There are nearly 2 million Indians in the United States, more than a quarter
of a million in New York City alone. With DVDs subtitled in half a dozen languages, Indian filmmakers have found a lucrative new market -- fans of both Hollywood and Bollywood.

In 2002, a Bollywood film called "Lagaan," was nominated for an Oscar. "Bend it Like Beckham" and "Monsoon Wedding" are non-Bollywood, English-language films about Indians that did very well at the box office in the United States. These successes are encouraging to Indian filmmakers like Karan Johar.

"It was a kind of window that opened, and I think we, as young filmmakers,
have to crawl through that window and open other doors," says Johar.

Johar wrote as well as produced "Kal Ho Naa Ho," and it's no accident he
set it in New York. His ambition is to reach wider audiences, to raise the
bar for Bollywood-style films so they're seen as the exotic cousins of
musicals, such as "Chicago" or "Moulin Rouge."

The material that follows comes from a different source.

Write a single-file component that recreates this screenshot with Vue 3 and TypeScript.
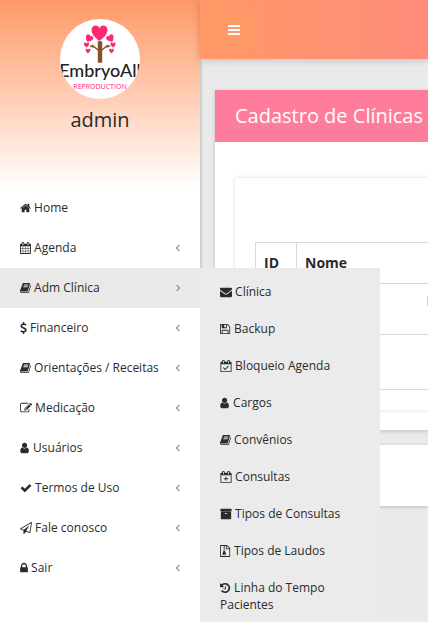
<script setup lang="ts">
import { ref } from 'vue'

interface Glyph { box: string; width: number; d: string }
interface Entry { icon: string; label: string; children?: boolean }

const calendarFrame = 'M576 448v-288q0-13-9.5-22.5t-22.5-9.5h-64q-13 0-22.5 9.5t-9.5 22.5v288q0 13 9.5 22.5t22.5 9.5h64q13 0 22.5-9.5t9.5-22.5zm768 0v-288q0-13-9.5-22.5t-22.5-9.5h-64q-13 0-22.5 9.5t-9.5 22.5v288q0 13 9.5 22.5t22.5 9.5h64q13 0 22.5-9.5t9.5-22.5zm384-64v1280q0 52-38 90t-90 38h-1408q-52 0-90-38t-38-90v-1280q0-52 38-90t90-38h128v-96q0-66 47-113t113-47h64q66 0 113 47t47 113v96h384v-96q0-66 47-113t113-47h64q66 0 113 47t47 113v96h128q52 0 90 38t38 90z'

const glyphs: Record<string, Glyph> = {
  home: { box: '64 0 1664 1792', width: 11, d: 'M1472 992v480q0 26-19 45t-45 19h-384v-384h-256v384h-384q-26 0-45-19t-19-45v-480q0-1 .5-3t.5-3l575-474 575 474q1 2 1 6zm223-69l-62 74q-8 9-21 11h-3q-13 0-21-7l-692-577-692 577q-12 8-24 7-13-2-21-11l-62-74q-8-10-7-23.5t11-21.5l719-599q32-26 76-26t76 26l244 204v-195q0-14 9-23t23-9h192q14 0 23 9t9 23v408l219 182q10 8 11 21.5t-7 23.5z' },
  calendar: { box: '64 0 1664 1792', width: 11, d: calendarFrame + 'M192 1664h288v-288h-288zM544 1664h320v-288h-320zM928 1664h320v-288h-320zM1312 1664h288v-288h-288zM192 1312h288v-320h-288zM544 1312h320v-320h-320zM928 1312h320v-320h-320zM1312 1312h288v-320h-288zM192 928h288v-288h-288zM544 928h320v-288h-320zM928 928h320v-288h-320zM1312 928h288v-288h-288z' },
  book: { box: '64 0 1664 1792', width: 11, d: 'M1703 478q40 57 18 129l-275 906q-19 64-76.5 107.5t-122.5 43.5h-923q-77 0-148.5-53.5t-99.5-131.5q-24-67-2-127 0-4 3-27t4-37q1-8-3-21.5t-3-19.5q2-11 8-21t16.5-23.5 16.5-23.5q23-38 45-91.5t30-91.5q3-10 .5-30t-.5-28q3-11 17-28t17-23q21-36 42-92t25-90q1-9-2.5-32t.5-28q4-13 22-30.5t22-22.5q19-26 42.5-84.5t27.5-96.5q1-8-3-25.5t-2-26.5q2-8 9-18t18-23 17-21q8-12 16.5-30.5t15-35 16-36 19.5-32 26.5-23.5 36-11.5 47.5 5.5l-1 3q38-9 51-9h761q74 0 114 56t18 130l-274 906q-36 119-71.5 153.5t-128.5 34.5h-869q-27 0-38 15-11 16-1 43 24 70 144 70h923q29 0 56-15.5t35-41.5l300-987q7-22 5-57 38 15 59 43zm-1064 2q-4 13 2 22.5t20 9.5h608q13 0 25.5-9.5t16.5-22.5l21-64q4-13-2-22.5t-20-9.5h-608q-13 0-25.5 9.5t-16.5 22.5zm-83 256q-4 13 2 22.5t20 9.5h608q13 0 25.5-9.5t16.5-22.5l21-64q4-13-2-22.5t-20-9.5h-608q-13 0-25.5 9.5t-16.5 22.5z' },
  dollar: { box: '384 0 1024 1792', width: 7, d: 'M1362 1185q0 153-99.5 263.5t-258.5 136.5v175q0 14-9 23t-23 9h-135q-13 0-22.5-9.5t-9.5-22.5v-175q-66-9-127.5-31t-101.5-44.5-74-48-46.5-37.5-17.5-18q-17-21-2-41l103-135q7-10 23-12 15-2 24 9l2 2q113 99 243 125 37 8 74 8 81 0 142.5-43t61.5-122q0-28-15-53t-33.5-42-58.5-37.5-66-32-80-32.5q-39-16-61.5-25t-61.5-26.5-62.5-31-56.5-35.5-53.5-42.5-43.5-49-35.5-58-21-66.5-8.5-78q0-138 98-242t255-134v-180q0-13 9.5-22.5t22.5-9.5h135q14 0 23 9t9 23v176q57 6 110.5 23t87 33.5 63.5 37.5 39 29 15 14q17 18 5 38l-81 146q-8 15-23 16-14 3-27-7-3-3-14.5-12t-39-26.5-58.5-32-74.5-26-85.5-11.5q-95 0-155 43t-60 111q0 26 8.5 48t29.5 41.5 39.5 33 56 31 60.5 27 70 27.5q53 20 81 31.5t76 35 75.5 42.5 62 50 53 63.5 31.5 76.5 13 94z' },
  edit: { box: '0 0 1792 1792', width: 12, d: 'M888 1184l116-116-152-152-116 116v56h96v96h56zm440-720q-16-16-33 1l-350 350q-17 17-1 33t33-1l350-350q17-17 1-33zm80 594v190q0 119-84.5 203.5t-203.5 84.5h-832q-119 0-203.5-84.5t-84.5-203.5v-832q0-119 84.5-203.5t203.5-84.5h832q63 0 117 25 15 7 18 23 3 17-9 29l-49 49q-14 14-32 8-23-6-45-6h-832q-66 0-113 47t-47 113v832q0 66 47 113t113 47h832q66 0 113-47t47-113v-126q0-13 9-22l64-64q15-15 35-7t20 29zm-96-738l288 288-672 672h-288v-288zm444 132l-92 92-288-288 92-92q28-28 68-28t68 28l152 152q28 28 28 68t-28 68z' },
  user: { box: '256 0 1408 1792', width: 10, d: 'M1536 1399q0 109-62.5 187t-150.5 78h-854q-88 0-150.5-78t-62.5-187q0-85 8.5-160.5t31.5-152 58.5-131 94-89 134.5-34.5q131 128 313 128t313-128q76 0 134.5 34.5t94 89 58.5 131 31.5 152 8.5 160.5zm-256-887q0 159-112.5 271.5t-271.5 112.5-271.5-112.5-112.5-271.5 112.5-271.5 271.5-112.5 271.5 112.5 112.5 271.5z' },
  check: { box: '0 0 1792 1792', width: 12, d: 'M1671 566q0 40-28 68l-724 724-136 136q-28 28-68 28t-68-28l-136-136-362-362q-28-28-28-68t28-68l136-136q28-28 68-28t68 28l294 295 656-657q28-28 68-28t68 28l136 136q28 28 28 68z' },
  plane: { box: '0 0 1792 1792', width: 12, d: 'M1764 11q33 24 27 64l-256 1536q-5 29-32 45-14 8-31 8-11 0-24-5l-527-215-298 327q-18 21-47 21-14 0-23-4-19-7-30-23.5t-11-36.5v-452l-472-193q-37-14-40-55-3-39 32-59l1664-960q35-21 68 2zm-342 1499l221-1323-1434 827 336 137 863-639-478 797z' },
  lock: { box: '320 0 1152 1792', width: 8, d: 'M640 768h512v-192q0-106-75-181t-181-75-181 75-75 181v192zm832 96v576q0 40-28 68t-68 28h-960q-40 0-68-28t-28-68v-576q0-40 28-68t68-28h32v-192q0-184 132-316t316-132 316 132 132 316v192h32q40 0 68 28t28 68z' },
  envelope: { box: '0 0 1792 1792', width: 12, d: 'M1792 710v794q0 66-47 113t-113 47h-1472q-66 0-113-47t-47-113v-794q44 49 101 87 362 246 497 345 57 42 92.5 65.5t94.5 48 110 24.5h2q51 0 110-24.5t94.5-48 92.5-65.5q170-123 498-345 57-39 100-87zm0-294q0 79-49 151t-122 123q-376 261-468 325-10 7-42.5 31t-54 38.5-52 32.5-57.5 27-50 9h-2q-23 0-50-9t-57.5-27-52-32.5-54-38.5-42.5-31q-91-64-262-182.5t-205-142.5q-62-42-117-115.5t-55-136.5q0-78 41.5-130t118.5-52h1472q65 0 112.5 47t47.5 113z' },
  floppy: { box: '128 0 1664 1792', width: 11, d: 'M512 1536h768v-384h-768v384zm896 0h128v-896q0-14-10-38.5t-20-34.5l-281-281q-10-10-34-20t-39-10v416q0 40-28 68t-68 28h-576q-40 0-68-28t-28-68v-416h-128v1280h128v-416q0-40 28-68t68-28h832q40 0 68 28t28 68v416zm-384-928v-320q0-13-9.5-22.5t-22.5-9.5h-192q-13 0-22.5 9.5t-9.5 22.5v320q0 13 9.5 22.5t22.5 9.5h192q13 0 22.5-9.5t9.5-22.5zm640 32v928q0 40-28 68t-68 28h-1344q-40 0-68-28t-28-68v-1344q0-40 28-68t68-28h928q40 0 88 20t76 48l280 280q28 28 48 76t20 88z' },
  calendarCheck: { box: '0 0 1792 1792', width: 12, d: calendarFrame + 'M192 1664h1408v-1024h-1408zM1303 964l-512 512q-10 9-23 9t-23-9l-288-288q-9-10-9-23t9-22l46-46q9-9 22-9t23 9l220 220 444-444q10-9 23-9t22 9l46 46q9 9 9 22t-9 23z' },
  calendarPlus: { box: '0 0 1792 1792', width: 12, d: calendarFrame + 'M192 1664h1408v-1024h-1408zM960 1088h224q32 0 32 32v64q0 32-32 32h-224v224q0 32-32 32h-64q-32 0-32-32v-224h-224q-32 0-32-32v-64q0-32 32-32h224v-224q0-32 32-32h64q32 0 32 32z' },
  archive: { box: '0 0 1792 1792', width: 12, d: 'M1088 832q0-26-19-45t-45-19h-256q-26 0-45 19t-19 45 19 45 45 19h256q26 0 45-19t19-45zm576-192v960q0 26-19 45t-45 19h-1408q-26 0-45-19t-19-45v-960q0-26 19-45t45-19h1408q26 0 45 19t19 45zm64-448v256q0 26-19 45t-45 19h-1536q-26 0-45-19t-19-45v-256q0-26 19-45t45-19h1536q26 0 45 19t19 45z' },
  zip: { box: '128 0 1664 1792', width: 11, d: 'M1596 380q28 28 48 76t20 88v1152q0 40-28 68t-68 28h-1344q-40 0-68-28t-28-68v-1600q0-40 28-68t68-28h896q40 0 88 20t76 48zm-444-244v376h376q-10-29-22-41l-313-313q-12-12-41-22zm384 1528v-1024h-416q-40 0-68-28t-28-68v-416h-128v128h-128v-128h-512v1536h1280zM640 256h128v128h-128zM768 384h128v128h-128zM640 512h128v128h-128zM768 640h128v128h-128zM640 768h128v128h64q56 0 74 56l102 336q16 54 16 88 0 76-73 122t-183 46-183-46-73-122q0-34 16-88l112-360zM768 1344q-128 0-128 64t128 64 128-64-128-64z' },
  history: { box: '128 0 1664 1792', width: 11, d: 'M1664 896q0 156-61 298t-164 245-245 164-298 61q-172 0-327-72.5t-264-204.5q-7-10-6.5-22.5t8.5-20.5l137-138q10-9 25-9 16 2 23 12 73 95 179 147t225 52q104 0 198.5-40.5t163.5-109.5 109.5-163.5 40.5-198.5-40.5-198.5-109.5-163.5-163.5-109.5-198.5-40.5q-98 0-188 35.5t-160 101.5l137 138q31 30 14 69-17 40-59 40h-448q-26 0-45-19t-19-45v-448q0-42 40-59 39-17 69 14l130 129q107-101 244.5-156.5t284.5-55.5q156 0 298 61t245 164 164 245 61 298zm-640-288v448q0 14-9 23t-23 9h-320q-14 0-23-9t-9-23v-64q0-14 9-23t23-9h224v-352q0-14 9-23t23-9h64q14 0 23 9t9 23z' },
}

const menu: Entry[] = [
  { icon: 'home', label: 'Home' },
  { icon: 'calendar', label: 'Agenda', children: true },
  { icon: 'book', label: 'Adm Clínica', children: true },
  { icon: 'dollar', label: 'Financeiro', children: true },
  { icon: 'book', label: 'Orientações / Receitas', children: true },
  { icon: 'edit', label: 'Medicação', children: true },
  { icon: 'user', label: 'Usuários', children: true },
  { icon: 'check', label: 'Termos de Uso', children: true },
  { icon: 'plane', label: 'Fale conosco', children: true },
  { icon: 'lock', label: 'Sair', children: true },
]

const submenu: Entry[] = [
  { icon: 'envelope', label: 'Clínica' },
  { icon: 'floppy', label: 'Backup' },
  { icon: 'calendarCheck', label: 'Bloqueio Agenda' },
  { icon: 'user', label: 'Cargos' },
  { icon: 'book', label: 'Convênios' },
  { icon: 'calendarPlus', label: 'Consultas' },
  { icon: 'archive', label: 'Tipos de Consultas' },
  { icon: 'zip', label: 'Tipos de Laudos' },
  { icon: 'history', label: 'Linha do Tempo Pacientes' },
]

const open = ref('Adm Clínica')
</script>

<template>
  <div class="shell">
    <aside class="sidebar">
      <div class="profile">
        <svg class="logo" viewBox="0 0 80 80" width="80" height="80" role="img">
          <defs>
            <clipPath id="disc"><circle cx="40" cy="40" r="40" /></clipPath>
            <path id="heart" d="M0 8C-4 5-8 1-8-3C-8-8-2-9 0-5C2-9 8-8 8-3C8 1 4 5 0 8Z" />
          </defs>
          <g clip-path="url(#disc)">
            <rect width="80" height="80" fill="#fff" />
            <path d="M38.500 23h3v20h-3zM38 31l-6-5M34 28l-4-1M42 31l6-5M46 28l4-1" fill="#85522b" stroke="#85522b" stroke-width="1.400" />
            <g fill="#ff2672">
              <use href="#heart" transform="translate(39.500 14)" />
              <use href="#heart" transform="translate(29 19.500) rotate(30) scale(.48)" />
              <use href="#heart" transform="translate(50.500 19.500) rotate(-30) scale(.48)" />
              <use href="#heart" transform="translate(26.500 26) scale(.32)" />
              <use href="#heart" transform="translate(53 26) scale(.32)" />
              <use href="#heart" transform="translate(28 32) scale(.3)" />
              <use href="#heart" transform="translate(51.500 32) scale(.3)" />
            </g>
            <text class="brand" x="40" y="58" text-anchor="middle">EmbryoAll</text>
            <text class="tagline" x="40" y="70" text-anchor="middle">REPRODUCTION</text>
          </g>
        </svg>
        <span class="username">admin</span>
      </div>
      <ul class="menu">
        <li v-for="item in menu" :key="item.label">
          <a href="#" class="link" :class="{ active: open === item.label }" @click.prevent="open = item.label">
            <span>
              <svg class="icon" :viewBox="glyphs[item.icon].box" :width="glyphs[item.icon].width" height="12"><path fill-rule="evenodd" :d="glyphs[item.icon].d" /></svg>
              {{ item.label }}
            </span>
            <svg v-if="item.children" class="arrow" viewBox="0 0 4 8" width="4" height="8"><path :d="open === item.label ? 'M.5 1L3.500 4L.5 7' : 'M3.500 1L.5 4L3.500 7'" /></svg>
          </a>
          <ul v-if="item.label === 'Adm Clínica' && open === item.label" class="submenu">
            <li v-for="sub in submenu" :key="sub.label">
              <a href="#" class="sublink" @click.prevent>
                <svg class="icon" :viewBox="glyphs[sub.icon].box" :width="glyphs[sub.icon].width" height="12"><path fill-rule="evenodd" :d="glyphs[sub.icon].d" /></svg>
                {{ sub.label }}
              </a>
            </li>
          </ul>
        </li>
      </ul>
    </aside>

    <div class="page">
      <header class="topbar">
        <button class="toggle" type="button" aria-label="Menu">
          <svg viewBox="0 0 12 10" width="12" height="10"><path d="M0 0h12v2H0zM0 4h12v2H0zM0 8h12v2H0z" fill="#fff" /></svg>
        </button>
      </header>
      <main class="content">
        <section class="card">
          <h1 class="title">Cadastro de Clínicas</h1>
          <div class="card-body">
            <div class="panel">
              <table>
                <thead>
                  <tr><th class="id">ID</th><th>Nome</th></tr>
                </thead>
                <tbody>
                  <tr class="record"><td></td><td><span class="marker"></span></td></tr>
                  <tr class="controls"><td></td><td></td></tr>
                </tbody>
              </table>
            </div>
          </div>
        </section>
        <section class="card footer-card"></section>
      </main>
    </div>
  </div>
</template>

<style>
body { margin: 0; }
</style>

<style scoped>
.shell {
  display: flex;
  height: 100vh;
  overflow: hidden;
  background: #eaeaea;
  color: #292b2c;
  font-family: "Open Sans", sans-serif;
}
ul { list-style: none; margin: 0; padding: 0; }
a { color: inherit; text-decoration: none; }

.sidebar {
  position: relative;
  z-index: 1;
  flex: 0 0 200px;
  background: #fff;
  box-shadow: 1px 0 3px rgba(0, 0, 0, 0.2);
}
.profile {
  display: flex;
  flex-direction: column;
  align-items: center;
  box-sizing: border-box;
  height: 188px;
  padding-top: 19px;
  background: linear-gradient(#ff9966, #fff);
}
.logo { display: block; }
.brand { font-family: Lato, sans-serif; font-size: 18px; font-weight: 500; fill: #222; }
.tagline { font-size: 7px; fill: #ff2672; }
.username { margin-top: 7px; font-size: 20px; line-height: 28px; }

.menu { font-size: 12px; }
.menu > li { position: relative; }
.link {
  display: flex;
  align-items: center;
  justify-content: space-between;
  padding: 10px 20px;
  line-height: 20px;
}
.link.active { background: #e9e9e9; }
.icon { vertical-align: -2px; fill: #292b2c; }
.arrow { fill: none; stroke: #555; stroke-width: 1; }
.submenu {
  position: absolute;
  top: 0;
  left: 100%;
  width: 180px;
  padding: 5px 0;
  background: #ebebeb;
}
.sublink { display: block; padding: 10px 20px; line-height: 17px; }

.page { flex: 1; min-width: 0; }
.topbar {
  position: relative;
  z-index: 2;
  display: flex;
  align-items: center;
  box-sizing: border-box;
  height: 59px;
  padding: 0 14px;
  background: linear-gradient(to right, #ff9966, #ff8c7c);
  box-shadow: 0 1px 8px rgba(0, 0, 0, 0.2);
}
.toggle {
  display: flex;
  align-items: center;
  justify-content: center;
  width: 40px;
  height: 34px;
  padding: 0;
  border: 0;
  border-radius: 4px;
  background: #ff9966;
}
.content {
  display: flex;
  flex-direction: column;
  gap: 15px;
  padding: 31px 0 0 15px;
}
.card { background: #fff; box-shadow: 0 1px 4px rgba(0, 0, 0, 0.2); }
.title {
  margin: 0;
  padding: 12px 20px;
  background: #ff7c9c;
  color: #fff;
  font-size: 20px;
  font-weight: 400;
  line-height: 28px;
  white-space: nowrap;
}
.card-body { padding: 36px 0 20px 20px; }
.panel { padding: 64px 0 20px 20px; box-shadow: 0 0 4px rgba(0, 0, 0, 0.15); }
table { width: 100%; border-collapse: collapse; font-size: 14px; }
th, td { box-sizing: border-box; padding: 0 8px; border: 1px solid #d9d9d9; border-right: 0; text-align: left; }
th { height: 41px; padding-bottom: 2px; font-weight: 700; }
td { border-left: 0; }
td:last-child { padding-right: 0; text-align: right; vertical-align: top; }
.id { width: 41px; }
.record { height: 51px; }
.controls { height: 55px; }
.marker { display: inline-block; width: 1px; height: 10px; margin-top: 12px; background: #ffc58a; }
.footer-card { height: 61px; }
</style>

"We're about to, like, tell the world that Bollywood, and that kitschiness
of Bollywood, is part of us, but it's not the whole. And there is that kind
of talent and that kind of infrastructure and ability to make cinema that
matches the cinema of the rest of the world."

Johar hates the term Bollywood because, he says, it implies stepchild status ffor Indian filmmakers.

Call it whatever you like, but Bollywood culture has quietly been achieving
critical mass in the United States.

Which is why, the producers of "Bombay Dreams," a $14 million show, are
betting more than it's ever cost to make a Bollywood movie that American
audiences are ready to fall in love with Bollywood on Broadway.

"In some ways, the traditions of a Bollywood movie are very close to those
of a good old-fashioned Broadway musical," says Steven Pimlott, the director of "Bombay Dreams." "It's an all-singing and -dancing show with fantastic production values."

And if that's not enough Bollywood for you, huge Bollywood All-Star song
and dance revues are filling stadiums, such as the Oakland Arena, the way
rock concerts do.

For fans around the world, Bollywood is not just entertainment, but an event.